Owning the harness means owning the compile surface: the place where a correction can be promoted from guidance into enforcement. A user does not need to own every layer of the stack for this to matter. They need the ability to decide which failures are serious enough, and rule-shaped enough, to become runtime behavior under their control.

What practice accumulates

The Corrections Are The Product names the correction stream as valuable training signal. The same stream has a second use: some corrections should train the model, and some should train the harness.

The distinction is practical. A taste correction teaches judgment: this paragraph is competent but dead; this answer summarizes when it should expose mechanism; this claim needs its failure condition. Those belong in examples, evals, reader practice, or doctrine. They shape the next inference.

A boundary correction teaches the runtime: this workflow must not write there; this action requires a gate; this output must parse; this cost must be visible before the next call. Those belong in tools, hooks, schemas, counters, and allowlists. They shape the next action space.

Hari has already seen the difference in miniature. A prose rule said an agent processing a dispatch should not make out-of-scope edits. Most of the time, the prose held. Then one run edited outside the intended surface. The fix was not a better paragraph. The fix was to run that workflow with editing tools unavailable. The correction had become part of the runtime.

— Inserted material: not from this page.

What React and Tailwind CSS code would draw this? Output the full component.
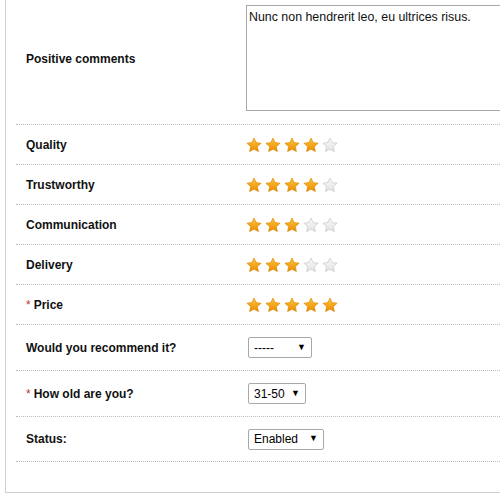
function Star({ on }) {
  return (
    <svg width="16" height="16" viewBox="0 0 24 24" className="shrink-0">
      <defs>
        <linearGradient id="gold" x1="0" y1="0" x2="0" y2="1">
          <stop offset="0" stopColor="#ffc83a" />
          <stop offset="1" stopColor="#e98a00" />
        </linearGradient>
        <linearGradient id="grey" x1="0" y1="0" x2="0" y2="1">
          <stop offset="0" stopColor="#fafafa" />
          <stop offset="1" stopColor="#e2e2e2" />
        </linearGradient>
      </defs>
      <path
        d="M12 1.5l3.2 6.9 7.5.9-5.6 5.2 1.5 7.4L12 18.2l-6.6 3.7 1.5-7.4L1.3 9.3l7.5-.9z"
        fill={on ? 'url(#gold)' : 'url(#grey)'}
        stroke={on ? '#d98a0c' : '#c4c4c4'}
        strokeWidth="1"
        strokeLinejoin="round"
      />
    </svg>
  )
}

function Stars({ n }) {
  return (
    <div className="flex gap-[3px]">
      {[1, 2, 3, 4, 5].map((i) => <Star key={i} on={i <= n} />)}
    </div>
  )
}

function Select({ value, w }) {
  return (
    <div className={`ml-[2px] h-[21px] border border-[#a9a9a9] rounded-[2px] flex items-center justify-between pl-[5px] pr-[5px] text-[12px] text-black ${w}`}>
      <span>{value}</span>
      <span className="text-[9px]">▼</span>
    </div>
  )
}

function Label({ text, req, extra = '' }) {
  return (
    <div className={`w-[230px] shrink-0 pl-[10px] text-[12px] font-bold text-[#111] ${extra}`}>
      {req && <span className="text-[#c0392b] font-normal mr-[3px]">*</span>}
      {text}
    </div>
  )
}

const ratings = [
  { label: 'Quality', n: 4 },
  { label: 'Trustworthy', n: 4 },
  { label: 'Communication', n: 3 },
  { label: 'Delivery', n: 3 },
  { label: 'Price', n: 5, req: true },
]

export default function App() {
  return (
    <div className="w-[500px] h-[500px] bg-white overflow-hidden font-['Liberation_Sans',Arial,sans-serif]">
      <div className="ml-[5px] h-[493px] border-l border-b border-[#cfcfcf] pl-[10px] pb-[30px]">

        {/* Comments */}
        <div className="flex items-center h-[125px] pt-[5px] pb-[14px] border-b border-dotted border-[#bdbdbd]">
          <Label text="Positive comments" extra="mt-[3px]" />
          <div className="w-[270px] h-[106px] shrink-0 border border-[#a9a9a9] px-[2px] pt-[2px] text-[12.4px] text-[#111]">
            Nunc non hendrerit leo, eu ultrices risus.
          </div>
        </div>

        {/* Ratings */}
        {ratings.map((r) => (
          <div key={r.label} className="flex items-center h-[40px] border-b border-dotted border-[#bdbdbd]">
            <Label text={r.label} req={r.req} />
            <Stars n={r.n} />
          </div>
        ))}

        {/* Selects */}
        <div className="flex items-center h-[46px] border-b border-dotted border-[#bdbdbd]">
          <Label text="Would you recommend it?" />
          <Select value="-----" w="w-[64px]" />
        </div>
        <div className="flex items-center h-[46px] border-b border-dotted border-[#bdbdbd]">
          <Label text="How old are you?" req />
          <Select value="31-50" w="w-[58px]" />
        </div>
        <div className="flex items-center h-[45px] border-b border-dotted border-[#bdbdbd]">
          <Label text="Status:" />
          <Select value="Enabled" w="w-[76px]" />
        </div>

      </div>
    </div>
  )
}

That move is the whole architecture in small form. A serious harness is a record of failures converted into constraints at the layer where the failures occurred.

Why not compile everything

The compile metaphor breaks if it tries to swallow taste. Some corrections resist code-shape because the thing being corrected is judgment. Voice, priority, tact, exception-making, and the difference between a live claim and a merely well-formed one cannot be enforced by a path check. Turning those into rigid rules would preserve the shell of the practice while damaging the practice itself.

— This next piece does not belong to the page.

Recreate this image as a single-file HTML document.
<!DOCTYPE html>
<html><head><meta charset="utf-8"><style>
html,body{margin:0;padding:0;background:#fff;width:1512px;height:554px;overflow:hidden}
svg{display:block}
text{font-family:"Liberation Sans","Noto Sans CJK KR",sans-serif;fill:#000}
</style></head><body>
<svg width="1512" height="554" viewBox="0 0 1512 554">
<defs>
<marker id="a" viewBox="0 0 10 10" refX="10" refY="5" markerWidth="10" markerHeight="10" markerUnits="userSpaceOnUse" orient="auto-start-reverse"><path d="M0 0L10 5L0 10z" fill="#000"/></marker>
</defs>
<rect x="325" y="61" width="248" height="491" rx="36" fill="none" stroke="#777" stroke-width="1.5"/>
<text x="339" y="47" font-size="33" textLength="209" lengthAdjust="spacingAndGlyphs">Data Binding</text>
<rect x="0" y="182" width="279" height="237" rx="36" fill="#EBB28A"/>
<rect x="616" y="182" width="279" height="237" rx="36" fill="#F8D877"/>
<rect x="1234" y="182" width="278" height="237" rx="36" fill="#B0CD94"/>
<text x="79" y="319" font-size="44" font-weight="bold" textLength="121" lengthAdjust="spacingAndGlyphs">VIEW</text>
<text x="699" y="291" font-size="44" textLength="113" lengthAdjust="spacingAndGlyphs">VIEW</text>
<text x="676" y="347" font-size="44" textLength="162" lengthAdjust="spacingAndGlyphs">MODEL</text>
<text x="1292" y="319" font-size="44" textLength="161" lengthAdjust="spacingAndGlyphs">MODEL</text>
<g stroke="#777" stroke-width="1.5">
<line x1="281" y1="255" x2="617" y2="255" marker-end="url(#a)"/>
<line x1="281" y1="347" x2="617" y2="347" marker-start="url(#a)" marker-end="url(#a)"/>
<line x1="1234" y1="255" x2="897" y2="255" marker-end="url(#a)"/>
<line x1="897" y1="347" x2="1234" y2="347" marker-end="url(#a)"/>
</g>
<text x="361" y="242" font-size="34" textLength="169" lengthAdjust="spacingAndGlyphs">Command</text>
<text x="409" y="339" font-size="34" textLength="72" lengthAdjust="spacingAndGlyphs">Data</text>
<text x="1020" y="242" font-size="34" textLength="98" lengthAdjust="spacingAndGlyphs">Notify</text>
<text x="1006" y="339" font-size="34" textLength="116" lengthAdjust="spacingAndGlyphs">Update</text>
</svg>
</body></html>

So the question is not "can this be automated?" The question is: where does this failure happen?

If the failure happens at a tool boundary, enforce at the tool boundary. If it happens at a file boundary, enforce at the file boundary. If it happens in output structure, enforce with a schema. If it happens because production outruns review, enforce with a counter and an audit pause. If it happens in taste, keep it in the evaluative loop where taste can operate.

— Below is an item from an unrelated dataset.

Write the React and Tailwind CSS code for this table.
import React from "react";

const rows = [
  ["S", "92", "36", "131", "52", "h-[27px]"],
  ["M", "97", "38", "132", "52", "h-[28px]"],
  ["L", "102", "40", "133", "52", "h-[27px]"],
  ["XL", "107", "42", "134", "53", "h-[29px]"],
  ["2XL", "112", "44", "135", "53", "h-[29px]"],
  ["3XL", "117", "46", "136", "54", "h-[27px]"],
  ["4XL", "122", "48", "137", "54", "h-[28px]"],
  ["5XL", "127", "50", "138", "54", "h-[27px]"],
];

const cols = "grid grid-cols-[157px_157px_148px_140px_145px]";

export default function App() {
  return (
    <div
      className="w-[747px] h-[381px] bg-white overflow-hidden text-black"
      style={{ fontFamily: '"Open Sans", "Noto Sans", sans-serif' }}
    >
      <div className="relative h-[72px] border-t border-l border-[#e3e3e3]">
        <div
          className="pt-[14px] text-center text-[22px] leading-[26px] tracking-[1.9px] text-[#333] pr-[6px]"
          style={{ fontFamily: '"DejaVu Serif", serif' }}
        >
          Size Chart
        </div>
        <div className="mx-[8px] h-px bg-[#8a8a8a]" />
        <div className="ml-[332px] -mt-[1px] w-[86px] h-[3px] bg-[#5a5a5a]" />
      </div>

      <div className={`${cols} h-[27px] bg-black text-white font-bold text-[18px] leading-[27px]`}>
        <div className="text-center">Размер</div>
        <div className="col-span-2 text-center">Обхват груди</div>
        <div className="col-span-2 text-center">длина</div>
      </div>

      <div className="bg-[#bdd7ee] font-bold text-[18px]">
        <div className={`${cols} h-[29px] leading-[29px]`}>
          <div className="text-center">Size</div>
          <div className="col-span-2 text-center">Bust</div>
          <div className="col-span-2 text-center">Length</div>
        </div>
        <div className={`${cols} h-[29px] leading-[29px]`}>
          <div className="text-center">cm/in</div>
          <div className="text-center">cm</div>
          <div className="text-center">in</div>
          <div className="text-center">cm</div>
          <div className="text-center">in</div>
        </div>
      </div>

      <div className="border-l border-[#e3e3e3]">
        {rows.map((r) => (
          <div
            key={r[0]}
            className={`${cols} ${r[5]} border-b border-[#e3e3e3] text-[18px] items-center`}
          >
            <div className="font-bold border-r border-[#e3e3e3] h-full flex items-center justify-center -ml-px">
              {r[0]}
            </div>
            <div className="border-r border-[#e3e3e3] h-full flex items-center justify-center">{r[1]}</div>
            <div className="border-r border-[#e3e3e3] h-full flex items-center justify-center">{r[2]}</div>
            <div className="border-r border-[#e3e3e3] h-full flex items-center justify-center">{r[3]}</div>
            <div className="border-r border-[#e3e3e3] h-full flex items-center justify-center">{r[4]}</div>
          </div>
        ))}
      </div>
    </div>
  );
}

The harness should compile boundaries, not pretend boundaries are judgment.

What this changes

People ask which model will win. For serious agentic work, the better question is who owns the compile surface. Model capability rotates. The harness is where the practice's history becomes starting conditions.

This is why local tools, repo-owned doctrine, workflow-specific permissions, and boring validation checks matter more than they look like they should. They convert experience into defaults. The next agent does not begin with a motivational paragraph about being careful. It begins inside a narrower action space shaped by what previous agents got wrong.

A market harness can be excellent and still wrong-shaped for a particular practice. It has to be, because it is compiled from average use, lab priorities, and product-wide defaults. An owned harness is compiled from situated work. The value is not that it is more general. The value is that it is less general in exactly the places where the practice has earned specificity.

The model answers. The harness remembers what the answers have cost.

Owning the harness means owning the place where corrections stop being requests and start being facts.